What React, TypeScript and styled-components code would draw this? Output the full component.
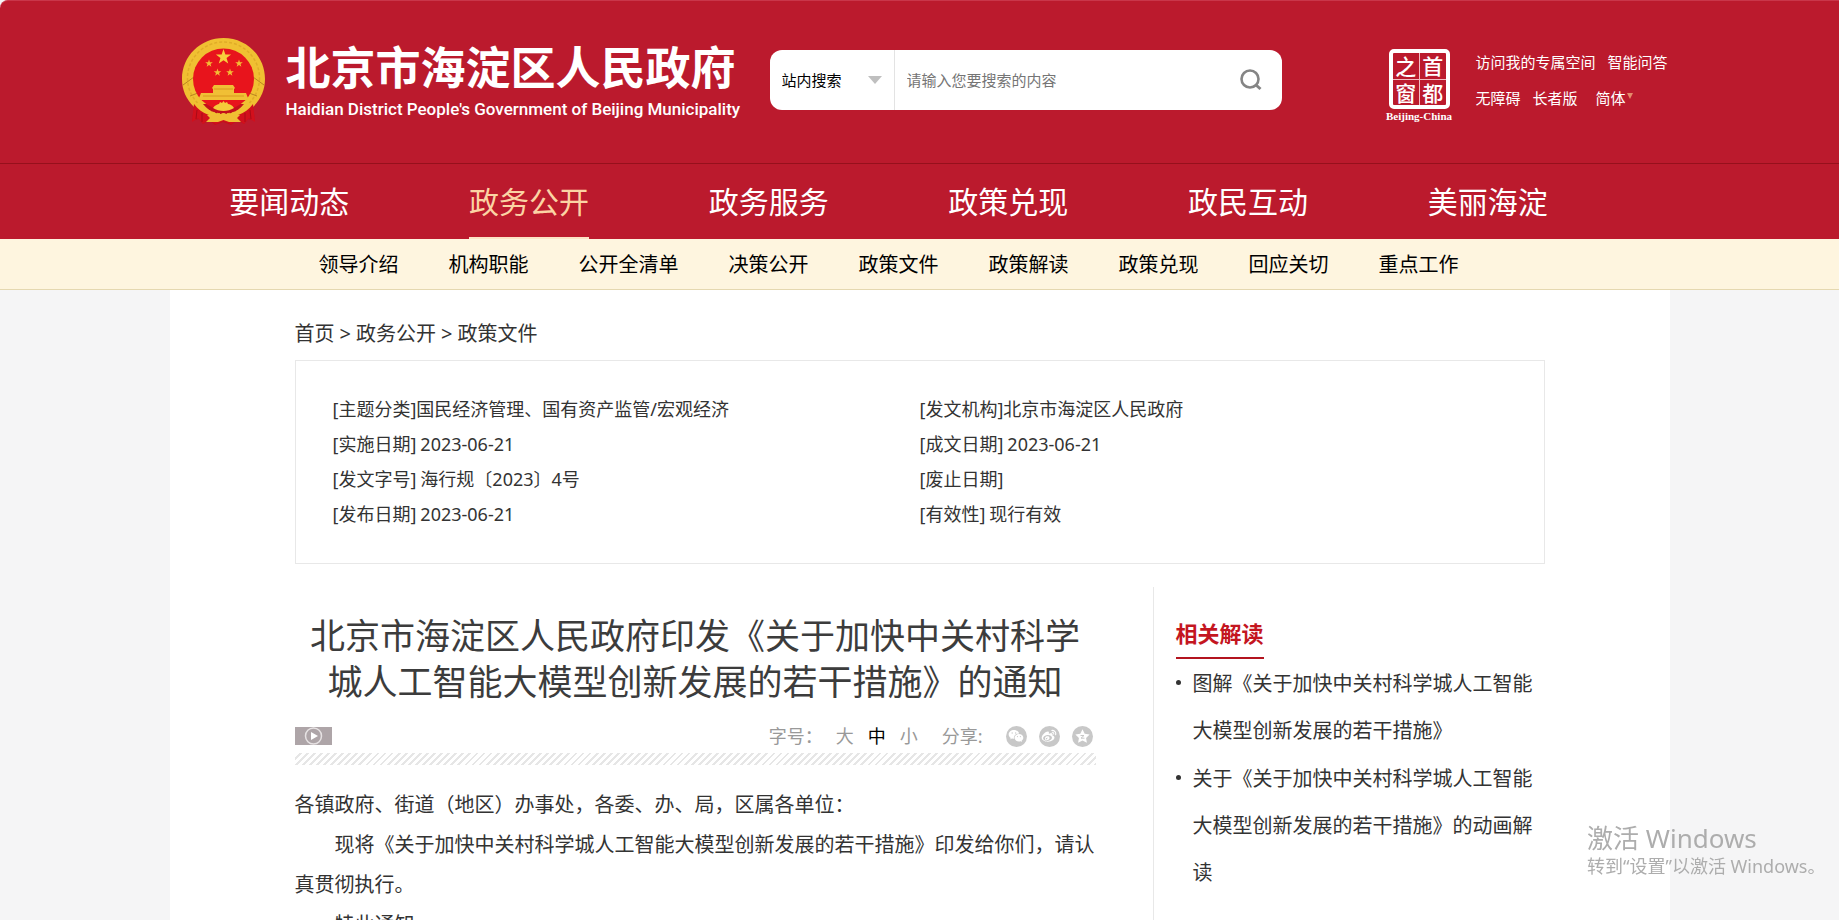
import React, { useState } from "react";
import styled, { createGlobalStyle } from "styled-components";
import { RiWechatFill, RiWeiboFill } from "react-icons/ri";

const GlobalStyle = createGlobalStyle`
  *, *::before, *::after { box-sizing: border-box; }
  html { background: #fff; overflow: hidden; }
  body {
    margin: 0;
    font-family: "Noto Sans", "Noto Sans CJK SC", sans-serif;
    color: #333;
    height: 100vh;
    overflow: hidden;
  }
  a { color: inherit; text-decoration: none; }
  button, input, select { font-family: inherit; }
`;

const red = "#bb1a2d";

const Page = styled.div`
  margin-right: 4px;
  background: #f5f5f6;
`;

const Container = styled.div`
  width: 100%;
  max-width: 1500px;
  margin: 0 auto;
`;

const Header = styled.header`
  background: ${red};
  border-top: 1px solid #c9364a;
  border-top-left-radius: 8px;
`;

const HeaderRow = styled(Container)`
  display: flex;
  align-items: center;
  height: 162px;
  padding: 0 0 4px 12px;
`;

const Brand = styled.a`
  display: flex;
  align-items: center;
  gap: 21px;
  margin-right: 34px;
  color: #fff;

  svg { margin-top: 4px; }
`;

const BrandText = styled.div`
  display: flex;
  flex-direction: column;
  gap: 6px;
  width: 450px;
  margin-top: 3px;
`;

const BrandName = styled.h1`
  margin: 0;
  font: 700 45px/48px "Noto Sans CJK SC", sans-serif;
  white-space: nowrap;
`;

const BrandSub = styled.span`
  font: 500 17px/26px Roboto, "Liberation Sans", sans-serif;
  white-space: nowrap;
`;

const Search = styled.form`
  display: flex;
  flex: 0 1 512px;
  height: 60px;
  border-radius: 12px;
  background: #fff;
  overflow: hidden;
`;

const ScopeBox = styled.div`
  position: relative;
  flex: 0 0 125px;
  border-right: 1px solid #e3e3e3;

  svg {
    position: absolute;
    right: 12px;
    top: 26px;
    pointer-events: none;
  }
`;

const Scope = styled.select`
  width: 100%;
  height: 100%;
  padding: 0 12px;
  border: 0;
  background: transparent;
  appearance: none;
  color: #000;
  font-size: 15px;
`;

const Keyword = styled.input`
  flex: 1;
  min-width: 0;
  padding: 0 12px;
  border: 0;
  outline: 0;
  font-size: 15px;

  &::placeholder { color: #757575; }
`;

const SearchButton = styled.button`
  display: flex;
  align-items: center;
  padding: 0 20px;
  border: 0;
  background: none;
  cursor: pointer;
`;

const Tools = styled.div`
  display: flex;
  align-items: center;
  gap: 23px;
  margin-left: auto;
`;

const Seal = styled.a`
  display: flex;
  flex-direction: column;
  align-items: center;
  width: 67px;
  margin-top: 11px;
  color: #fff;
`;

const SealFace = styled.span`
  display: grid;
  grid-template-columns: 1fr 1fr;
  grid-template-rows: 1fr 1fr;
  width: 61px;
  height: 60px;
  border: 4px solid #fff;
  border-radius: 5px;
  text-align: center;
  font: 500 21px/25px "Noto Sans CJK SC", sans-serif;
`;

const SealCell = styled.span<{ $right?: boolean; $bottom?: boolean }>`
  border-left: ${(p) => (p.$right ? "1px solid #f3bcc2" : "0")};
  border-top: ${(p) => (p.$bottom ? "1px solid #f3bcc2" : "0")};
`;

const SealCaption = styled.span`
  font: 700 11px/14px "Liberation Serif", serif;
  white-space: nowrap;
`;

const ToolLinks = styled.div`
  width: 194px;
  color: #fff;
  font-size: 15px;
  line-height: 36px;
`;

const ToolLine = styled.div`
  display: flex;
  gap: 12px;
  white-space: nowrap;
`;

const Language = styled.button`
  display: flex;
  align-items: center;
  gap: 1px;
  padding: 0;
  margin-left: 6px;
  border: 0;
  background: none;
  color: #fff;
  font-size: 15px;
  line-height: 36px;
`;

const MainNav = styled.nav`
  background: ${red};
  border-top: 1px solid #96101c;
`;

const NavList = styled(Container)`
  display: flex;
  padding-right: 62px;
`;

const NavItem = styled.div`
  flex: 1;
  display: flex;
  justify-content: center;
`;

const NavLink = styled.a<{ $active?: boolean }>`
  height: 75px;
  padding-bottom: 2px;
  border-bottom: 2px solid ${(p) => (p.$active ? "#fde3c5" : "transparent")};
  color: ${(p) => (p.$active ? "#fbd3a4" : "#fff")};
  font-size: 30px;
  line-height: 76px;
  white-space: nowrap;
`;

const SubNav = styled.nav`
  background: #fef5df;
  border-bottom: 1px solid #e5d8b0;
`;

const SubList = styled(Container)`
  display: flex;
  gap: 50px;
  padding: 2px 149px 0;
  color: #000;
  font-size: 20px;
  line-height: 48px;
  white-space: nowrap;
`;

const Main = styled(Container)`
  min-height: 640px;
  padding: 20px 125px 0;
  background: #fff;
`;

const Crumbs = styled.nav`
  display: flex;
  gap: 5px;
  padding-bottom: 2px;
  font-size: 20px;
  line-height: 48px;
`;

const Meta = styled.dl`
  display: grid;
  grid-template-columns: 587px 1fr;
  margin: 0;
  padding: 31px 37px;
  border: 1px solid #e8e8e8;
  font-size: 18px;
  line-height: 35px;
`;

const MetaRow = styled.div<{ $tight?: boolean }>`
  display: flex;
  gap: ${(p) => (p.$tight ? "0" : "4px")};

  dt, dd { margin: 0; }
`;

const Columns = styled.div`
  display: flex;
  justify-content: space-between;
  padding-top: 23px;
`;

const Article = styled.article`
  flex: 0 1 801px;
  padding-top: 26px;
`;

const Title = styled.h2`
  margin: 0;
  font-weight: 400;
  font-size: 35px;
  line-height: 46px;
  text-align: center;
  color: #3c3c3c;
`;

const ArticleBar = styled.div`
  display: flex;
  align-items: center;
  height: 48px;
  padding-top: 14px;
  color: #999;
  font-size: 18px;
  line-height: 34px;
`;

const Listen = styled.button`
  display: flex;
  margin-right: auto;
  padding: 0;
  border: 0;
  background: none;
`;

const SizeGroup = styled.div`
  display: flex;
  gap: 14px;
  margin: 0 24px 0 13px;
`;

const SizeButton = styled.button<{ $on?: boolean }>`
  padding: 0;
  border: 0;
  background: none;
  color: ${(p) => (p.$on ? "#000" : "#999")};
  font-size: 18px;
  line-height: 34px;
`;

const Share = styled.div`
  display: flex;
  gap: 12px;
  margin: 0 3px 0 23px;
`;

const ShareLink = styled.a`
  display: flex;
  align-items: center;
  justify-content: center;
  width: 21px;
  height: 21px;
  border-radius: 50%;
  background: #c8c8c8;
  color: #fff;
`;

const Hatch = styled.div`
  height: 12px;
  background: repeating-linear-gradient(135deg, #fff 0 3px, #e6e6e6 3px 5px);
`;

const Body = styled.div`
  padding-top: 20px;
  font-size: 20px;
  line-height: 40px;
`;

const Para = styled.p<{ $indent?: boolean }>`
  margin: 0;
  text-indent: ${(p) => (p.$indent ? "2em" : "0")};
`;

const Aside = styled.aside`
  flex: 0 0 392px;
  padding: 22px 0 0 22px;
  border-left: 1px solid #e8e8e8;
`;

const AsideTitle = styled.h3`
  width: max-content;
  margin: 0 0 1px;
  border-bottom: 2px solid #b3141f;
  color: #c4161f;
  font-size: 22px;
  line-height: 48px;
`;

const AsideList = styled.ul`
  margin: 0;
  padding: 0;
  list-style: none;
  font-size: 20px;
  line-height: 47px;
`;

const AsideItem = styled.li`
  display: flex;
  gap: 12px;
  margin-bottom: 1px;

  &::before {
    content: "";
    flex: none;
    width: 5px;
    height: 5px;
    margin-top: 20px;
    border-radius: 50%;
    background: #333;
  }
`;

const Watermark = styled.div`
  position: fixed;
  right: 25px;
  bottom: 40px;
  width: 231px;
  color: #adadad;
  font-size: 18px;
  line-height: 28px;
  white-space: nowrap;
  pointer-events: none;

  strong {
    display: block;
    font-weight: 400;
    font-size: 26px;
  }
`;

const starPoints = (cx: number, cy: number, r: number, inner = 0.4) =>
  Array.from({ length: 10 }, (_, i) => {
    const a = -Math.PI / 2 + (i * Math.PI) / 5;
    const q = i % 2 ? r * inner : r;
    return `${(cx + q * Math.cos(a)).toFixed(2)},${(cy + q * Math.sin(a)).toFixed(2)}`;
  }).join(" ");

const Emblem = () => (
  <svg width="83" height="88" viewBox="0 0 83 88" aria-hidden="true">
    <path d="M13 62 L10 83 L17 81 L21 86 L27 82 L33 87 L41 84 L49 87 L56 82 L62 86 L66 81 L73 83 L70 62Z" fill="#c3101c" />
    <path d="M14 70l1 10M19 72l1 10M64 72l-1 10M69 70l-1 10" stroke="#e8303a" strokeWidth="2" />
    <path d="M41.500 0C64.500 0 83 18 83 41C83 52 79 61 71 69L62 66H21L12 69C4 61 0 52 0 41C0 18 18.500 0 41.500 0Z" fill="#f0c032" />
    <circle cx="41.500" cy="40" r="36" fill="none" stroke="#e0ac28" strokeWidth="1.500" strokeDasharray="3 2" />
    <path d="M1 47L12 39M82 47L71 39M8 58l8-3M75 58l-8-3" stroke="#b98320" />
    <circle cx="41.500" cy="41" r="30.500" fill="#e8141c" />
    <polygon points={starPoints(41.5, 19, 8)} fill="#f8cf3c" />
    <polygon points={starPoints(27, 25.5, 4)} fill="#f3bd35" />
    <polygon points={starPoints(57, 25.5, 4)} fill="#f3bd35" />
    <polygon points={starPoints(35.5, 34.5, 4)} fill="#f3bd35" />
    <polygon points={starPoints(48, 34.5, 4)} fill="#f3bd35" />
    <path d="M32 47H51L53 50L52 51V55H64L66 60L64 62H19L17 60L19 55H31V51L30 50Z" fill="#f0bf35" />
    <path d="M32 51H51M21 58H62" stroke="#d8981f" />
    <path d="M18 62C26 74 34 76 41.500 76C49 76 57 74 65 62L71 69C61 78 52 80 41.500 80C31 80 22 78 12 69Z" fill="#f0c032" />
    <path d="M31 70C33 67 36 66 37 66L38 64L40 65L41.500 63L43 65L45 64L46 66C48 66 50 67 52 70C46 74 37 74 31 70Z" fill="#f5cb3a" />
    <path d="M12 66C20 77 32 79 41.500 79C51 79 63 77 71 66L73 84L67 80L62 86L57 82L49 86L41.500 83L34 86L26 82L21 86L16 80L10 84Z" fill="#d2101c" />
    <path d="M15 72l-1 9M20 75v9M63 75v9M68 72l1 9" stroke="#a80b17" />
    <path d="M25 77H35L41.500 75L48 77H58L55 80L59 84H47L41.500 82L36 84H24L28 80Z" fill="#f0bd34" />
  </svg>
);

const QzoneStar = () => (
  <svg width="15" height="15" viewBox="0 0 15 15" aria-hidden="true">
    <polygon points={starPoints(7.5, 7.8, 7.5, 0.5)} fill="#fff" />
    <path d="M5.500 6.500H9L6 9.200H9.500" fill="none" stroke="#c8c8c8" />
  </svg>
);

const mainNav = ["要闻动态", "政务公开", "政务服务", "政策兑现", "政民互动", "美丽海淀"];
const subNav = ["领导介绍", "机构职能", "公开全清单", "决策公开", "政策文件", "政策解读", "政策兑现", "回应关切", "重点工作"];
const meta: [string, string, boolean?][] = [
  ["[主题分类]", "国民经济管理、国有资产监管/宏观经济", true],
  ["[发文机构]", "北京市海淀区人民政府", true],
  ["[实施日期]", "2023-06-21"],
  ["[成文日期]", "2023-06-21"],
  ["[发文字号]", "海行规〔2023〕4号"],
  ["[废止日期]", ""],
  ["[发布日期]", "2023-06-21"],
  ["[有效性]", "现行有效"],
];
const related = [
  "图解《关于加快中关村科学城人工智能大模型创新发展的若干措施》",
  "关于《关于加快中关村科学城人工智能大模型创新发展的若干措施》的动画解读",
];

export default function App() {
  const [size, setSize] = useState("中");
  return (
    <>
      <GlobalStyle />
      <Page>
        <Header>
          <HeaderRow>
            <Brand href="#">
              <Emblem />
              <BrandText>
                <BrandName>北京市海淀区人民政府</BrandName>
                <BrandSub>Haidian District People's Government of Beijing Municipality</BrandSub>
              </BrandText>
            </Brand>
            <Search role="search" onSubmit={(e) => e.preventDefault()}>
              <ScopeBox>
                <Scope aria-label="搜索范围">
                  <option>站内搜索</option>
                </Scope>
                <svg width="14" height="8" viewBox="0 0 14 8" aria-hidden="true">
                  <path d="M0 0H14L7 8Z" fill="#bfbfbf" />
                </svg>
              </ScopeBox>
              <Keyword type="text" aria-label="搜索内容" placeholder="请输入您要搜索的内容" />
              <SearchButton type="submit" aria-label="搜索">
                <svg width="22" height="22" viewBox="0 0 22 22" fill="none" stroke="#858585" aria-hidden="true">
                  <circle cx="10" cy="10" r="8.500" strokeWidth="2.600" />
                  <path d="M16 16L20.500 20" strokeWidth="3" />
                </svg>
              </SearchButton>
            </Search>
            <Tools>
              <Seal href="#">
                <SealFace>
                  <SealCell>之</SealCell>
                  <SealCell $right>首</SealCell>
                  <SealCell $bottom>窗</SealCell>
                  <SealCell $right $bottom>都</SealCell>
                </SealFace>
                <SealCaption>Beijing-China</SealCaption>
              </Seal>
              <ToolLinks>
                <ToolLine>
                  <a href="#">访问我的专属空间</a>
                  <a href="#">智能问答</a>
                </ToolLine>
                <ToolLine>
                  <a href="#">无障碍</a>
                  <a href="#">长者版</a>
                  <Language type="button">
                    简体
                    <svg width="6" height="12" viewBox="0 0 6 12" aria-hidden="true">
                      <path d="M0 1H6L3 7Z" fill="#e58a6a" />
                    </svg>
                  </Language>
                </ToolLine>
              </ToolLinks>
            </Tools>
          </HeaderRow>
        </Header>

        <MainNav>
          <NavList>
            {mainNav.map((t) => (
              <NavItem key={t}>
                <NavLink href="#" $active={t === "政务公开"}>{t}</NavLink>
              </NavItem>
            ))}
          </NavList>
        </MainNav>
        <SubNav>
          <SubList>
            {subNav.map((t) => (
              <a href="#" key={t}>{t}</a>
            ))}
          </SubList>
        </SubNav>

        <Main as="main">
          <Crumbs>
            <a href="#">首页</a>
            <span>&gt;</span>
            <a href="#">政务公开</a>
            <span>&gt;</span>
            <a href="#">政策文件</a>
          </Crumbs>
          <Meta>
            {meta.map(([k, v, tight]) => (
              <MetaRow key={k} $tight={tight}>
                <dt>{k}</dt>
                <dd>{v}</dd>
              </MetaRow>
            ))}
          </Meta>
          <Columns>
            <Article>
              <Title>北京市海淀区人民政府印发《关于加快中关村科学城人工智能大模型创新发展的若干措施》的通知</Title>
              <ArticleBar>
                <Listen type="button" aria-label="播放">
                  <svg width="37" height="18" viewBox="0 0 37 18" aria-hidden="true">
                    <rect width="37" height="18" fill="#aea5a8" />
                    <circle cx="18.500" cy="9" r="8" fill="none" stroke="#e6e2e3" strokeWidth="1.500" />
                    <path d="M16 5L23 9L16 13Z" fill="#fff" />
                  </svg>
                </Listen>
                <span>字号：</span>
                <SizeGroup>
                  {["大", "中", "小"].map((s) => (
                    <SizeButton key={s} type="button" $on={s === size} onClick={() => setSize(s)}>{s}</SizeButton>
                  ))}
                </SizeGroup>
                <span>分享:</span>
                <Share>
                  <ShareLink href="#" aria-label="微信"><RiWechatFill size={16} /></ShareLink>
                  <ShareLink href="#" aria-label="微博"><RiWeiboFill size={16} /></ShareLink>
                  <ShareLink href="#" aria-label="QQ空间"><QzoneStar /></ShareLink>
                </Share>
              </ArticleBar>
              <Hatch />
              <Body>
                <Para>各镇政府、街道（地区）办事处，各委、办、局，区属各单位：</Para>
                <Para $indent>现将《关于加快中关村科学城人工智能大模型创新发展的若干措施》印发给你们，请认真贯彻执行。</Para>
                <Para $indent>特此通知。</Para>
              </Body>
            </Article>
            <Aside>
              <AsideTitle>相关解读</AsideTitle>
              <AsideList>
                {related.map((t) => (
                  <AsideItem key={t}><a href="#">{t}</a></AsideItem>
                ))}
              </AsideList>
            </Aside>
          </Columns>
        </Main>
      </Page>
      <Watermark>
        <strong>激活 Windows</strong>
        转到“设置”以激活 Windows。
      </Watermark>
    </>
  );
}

________

Please take the lines from the beginning of the data above through the line holding "border-right: 1px solid #e3e3e3;" and transcribe them exactly, without any pictures.

What React, TypeScript and styled-components code would draw this? Output the full component.
import React, { useState } from "react";
import styled, { createGlobalStyle } from "styled-components";
import { RiWechatFill, RiWeiboFill } from "react-icons/ri";

const GlobalStyle = createGlobalStyle`
  *, *::before, *::after { box-sizing: border-box; }
  html { background: #fff; overflow: hidden; }
  body {
    margin: 0;
    font-family: "Noto Sans", "Noto Sans CJK SC", sans-serif;
    color: #333;
    height: 100vh;
    overflow: hidden;
  }
  a { color: inherit; text-decoration: none; }
  button, input, select { font-family: inherit; }
`;

const red = "#bb1a2d";

const Page = styled.div`
  margin-right: 4px;
  background: #f5f5f6;
`;

const Container = styled.div`
  width: 100%;
  max-width: 1500px;
  margin: 0 auto;
`;

const Header = styled.header`
  background: ${red};
  border-top: 1px solid #c9364a;
  border-top-left-radius: 8px;
`;

const HeaderRow = styled(Container)`
  display: flex;
  align-items: center;
  height: 162px;
  padding: 0 0 4px 12px;
`;

const Brand = styled.a`
  display: flex;
  align-items: center;
  gap: 21px;
  margin-right: 34px;
  color: #fff;

  svg { margin-top: 4px; }
`;

const BrandText = styled.div`
  display: flex;
  flex-direction: column;
  gap: 6px;
  width: 450px;
  margin-top: 3px;
`;

const BrandName = styled.h1`
  margin: 0;
  font: 700 45px/48px "Noto Sans CJK SC", sans-serif;
  white-space: nowrap;
`;

const BrandSub = styled.span`
  font: 500 17px/26px Roboto, "Liberation Sans", sans-serif;
  white-space: nowrap;
`;

const Search = styled.form`
  display: flex;
  flex: 0 1 512px;
  height: 60px;
  border-radius: 12px;
  background: #fff;
  overflow: hidden;
`;

const ScopeBox = styled.div`
  position: relative;
  flex: 0 0 125px;
  border-right: 1px solid #e3e3e3;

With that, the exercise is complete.